Location Information

Select assembly: (NC_000023.10) (NC_000023.11)
Evidence for haploinsufficiency phenotype
PubMed ID Description
20950397 Germanaud et al. (2011) report 13 male patients from 7 families who had syndromic intellectual disability and either frameshift or nonsense mutations. Carrier females were normal. The authors provided detailed clinical descriptions adding to the growing spectrum of features included in what is now considered collectively as Renpenning syndrome.
17033686 Martinez-Garay et al (2007) report two male cousins with syndromic intellectual disability, including microphthalmia, who had a frameshift mutation. Carrier mothers were normal.
21315190 Rejeb et al (2011) report three brothers with syndromic intellectual disability and a frameshift mutation. Their carrier mother was normal. They also provide a review of all previous cases reported.

Haploinsufficiency phenotype comments:

Several families have been reported with loss of function mutations in PQBP1. While the phenotypes described in these families have historically received various names, these are now considered to be within the spectrum of features that are known currently as Renpenning syndrome. Additional evidence includes: Cho RY et al., 2020 (PMID:31840929) describe an affected female with a de novo LOF variant (c.459_462delAGAG/p.R153fs193X ). The authors noted "streaky hypopigmentation of the skin... supporting a hypothesized presence of an actively expressed, PQBP1 mutation-bearing X-chromosome in some cells. X-inactivation studies on peripheral blood cells demonstrated complete skewing in both the proband and her mother with preferential inactivation of the maternal X chromosome in the child. [They] demonstrated expression of the PQBP1 mutant transcript in leukocytes of the affected girl." Lenski C et al., 2004. (PMID 15024694) describe 2 LOF variants in two families, including the originally described Renpenning family. Kalscheuer et al., 2003 (PMID 14634649) report 5 families with frameshift variants involving exon 4. Three of these families are described in additional detail in Kleefstra et al., 2004 (PMID: 15355434). Additional LOF variants are described in: Stevenson, R. E et al., 2005 [PMID 15782410], Mart?nez-Garay I et al., 2006 [PMID 17033686], Sheen VL et al., 2010 [PMID 20886605], Germanaud D et al., 2011 [PMID 20950397], Mameesh et al. 2019 [31718390] etc.

The loss-of-function and triplosensitivity ratings for genes on the X chromosome are made in the context of a male genome to account for the effects of hemizygous duplications or nullizygous deletions. In contrast, disruption of some genes on the X chromosome causes male lethality and the ratings of dosage sensitivity instead take into account the phenotype in female individuals. Factors that may affect the severity of phenotypes associated with X-linked disorders include the presence of variable copies of the X chromosome (i.e. 47,XXY or 45,X) and skewed X-inactivation in females.

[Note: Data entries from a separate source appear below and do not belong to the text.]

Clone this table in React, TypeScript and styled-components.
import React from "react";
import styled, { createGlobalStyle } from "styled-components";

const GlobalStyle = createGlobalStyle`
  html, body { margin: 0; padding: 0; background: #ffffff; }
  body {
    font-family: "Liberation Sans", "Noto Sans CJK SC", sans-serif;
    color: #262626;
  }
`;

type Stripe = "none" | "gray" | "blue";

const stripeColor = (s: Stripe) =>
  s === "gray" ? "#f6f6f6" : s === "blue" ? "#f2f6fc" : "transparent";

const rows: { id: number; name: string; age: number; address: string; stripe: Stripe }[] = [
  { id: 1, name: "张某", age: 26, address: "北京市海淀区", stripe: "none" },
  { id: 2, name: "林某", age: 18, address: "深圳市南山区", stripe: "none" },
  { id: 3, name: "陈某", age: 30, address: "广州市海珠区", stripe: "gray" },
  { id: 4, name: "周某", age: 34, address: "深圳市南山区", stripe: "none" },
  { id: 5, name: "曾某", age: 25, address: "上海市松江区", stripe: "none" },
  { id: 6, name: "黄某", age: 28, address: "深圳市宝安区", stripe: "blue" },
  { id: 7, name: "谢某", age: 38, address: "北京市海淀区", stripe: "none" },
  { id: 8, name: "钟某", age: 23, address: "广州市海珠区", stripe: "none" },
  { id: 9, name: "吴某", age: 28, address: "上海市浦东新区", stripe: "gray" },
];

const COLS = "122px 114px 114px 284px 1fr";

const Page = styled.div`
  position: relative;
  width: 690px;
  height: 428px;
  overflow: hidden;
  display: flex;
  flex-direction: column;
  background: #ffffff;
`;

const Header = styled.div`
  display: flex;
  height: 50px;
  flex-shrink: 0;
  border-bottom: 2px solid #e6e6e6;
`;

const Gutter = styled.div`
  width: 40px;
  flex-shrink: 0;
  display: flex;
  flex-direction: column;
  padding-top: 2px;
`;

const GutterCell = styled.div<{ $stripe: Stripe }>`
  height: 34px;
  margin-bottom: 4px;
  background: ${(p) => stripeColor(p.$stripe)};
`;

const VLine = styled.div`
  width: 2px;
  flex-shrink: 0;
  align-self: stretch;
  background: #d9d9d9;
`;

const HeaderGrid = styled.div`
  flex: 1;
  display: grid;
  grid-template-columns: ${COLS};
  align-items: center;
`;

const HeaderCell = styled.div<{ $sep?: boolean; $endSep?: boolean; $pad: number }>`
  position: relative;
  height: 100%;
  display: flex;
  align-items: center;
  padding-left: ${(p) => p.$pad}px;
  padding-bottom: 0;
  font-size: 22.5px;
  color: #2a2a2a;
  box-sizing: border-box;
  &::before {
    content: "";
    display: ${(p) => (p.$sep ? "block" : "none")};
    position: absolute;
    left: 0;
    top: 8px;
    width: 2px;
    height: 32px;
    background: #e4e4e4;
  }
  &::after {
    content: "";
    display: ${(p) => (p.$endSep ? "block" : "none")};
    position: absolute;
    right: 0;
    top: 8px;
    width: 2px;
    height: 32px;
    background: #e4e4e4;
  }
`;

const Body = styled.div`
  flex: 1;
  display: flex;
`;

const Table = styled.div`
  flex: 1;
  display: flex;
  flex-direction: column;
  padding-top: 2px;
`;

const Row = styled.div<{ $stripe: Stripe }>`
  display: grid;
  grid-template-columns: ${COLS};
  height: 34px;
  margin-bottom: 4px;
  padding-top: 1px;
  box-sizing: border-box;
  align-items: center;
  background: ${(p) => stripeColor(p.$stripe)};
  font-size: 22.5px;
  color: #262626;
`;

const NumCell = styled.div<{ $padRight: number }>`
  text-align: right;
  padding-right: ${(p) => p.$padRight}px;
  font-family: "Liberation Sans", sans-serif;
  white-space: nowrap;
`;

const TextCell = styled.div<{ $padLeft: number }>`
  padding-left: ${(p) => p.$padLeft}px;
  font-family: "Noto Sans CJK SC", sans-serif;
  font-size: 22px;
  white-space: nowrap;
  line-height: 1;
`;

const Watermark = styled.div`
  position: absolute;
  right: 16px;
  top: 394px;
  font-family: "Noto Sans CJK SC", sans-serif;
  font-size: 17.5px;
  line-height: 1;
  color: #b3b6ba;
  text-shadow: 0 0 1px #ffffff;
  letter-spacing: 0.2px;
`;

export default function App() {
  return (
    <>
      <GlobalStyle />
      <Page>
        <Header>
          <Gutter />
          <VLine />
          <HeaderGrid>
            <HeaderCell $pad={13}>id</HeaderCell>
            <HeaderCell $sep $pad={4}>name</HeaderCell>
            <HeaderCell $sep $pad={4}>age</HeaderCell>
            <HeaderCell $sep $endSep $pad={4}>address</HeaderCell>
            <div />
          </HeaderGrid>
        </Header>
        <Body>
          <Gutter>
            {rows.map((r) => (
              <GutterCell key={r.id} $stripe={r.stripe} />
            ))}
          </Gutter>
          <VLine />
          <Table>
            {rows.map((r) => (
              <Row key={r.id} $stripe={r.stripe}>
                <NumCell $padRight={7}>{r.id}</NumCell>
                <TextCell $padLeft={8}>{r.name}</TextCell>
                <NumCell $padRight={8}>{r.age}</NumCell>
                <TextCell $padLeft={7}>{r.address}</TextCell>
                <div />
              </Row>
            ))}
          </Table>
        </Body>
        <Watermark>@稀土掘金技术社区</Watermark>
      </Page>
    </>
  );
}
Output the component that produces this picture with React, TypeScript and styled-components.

  • Triplosensitivity score: 0
  • Strength of Evidence (disclaimer): No evidence for dosage pathogenicity

Triplosensitivity phenotype comment:

There have been no reports of focal duplications of PQBP1. Some individuals with syndromic intellectual disability have been reported with large duplications that include PQBP1 and several other genes: PMID:21204222, 20613765, 16900295.

The loss-of-function and triplosensitivity ratings for genes on the X chromosome are made in the context of a male genome to account for the effects of hemizygous duplications or nullizygous deletions. In contrast, disruption of some genes on the X chromosome causes male lethality and the ratings of dosage sensitivity instead take into account the phenotype in female individuals. Factors that may affect the severity of phenotypes associated with X-linked disorders include the presence of variable copies of the X chromosome (i.e. 47,XXY or 45,X) and skewed X-inactivation in females.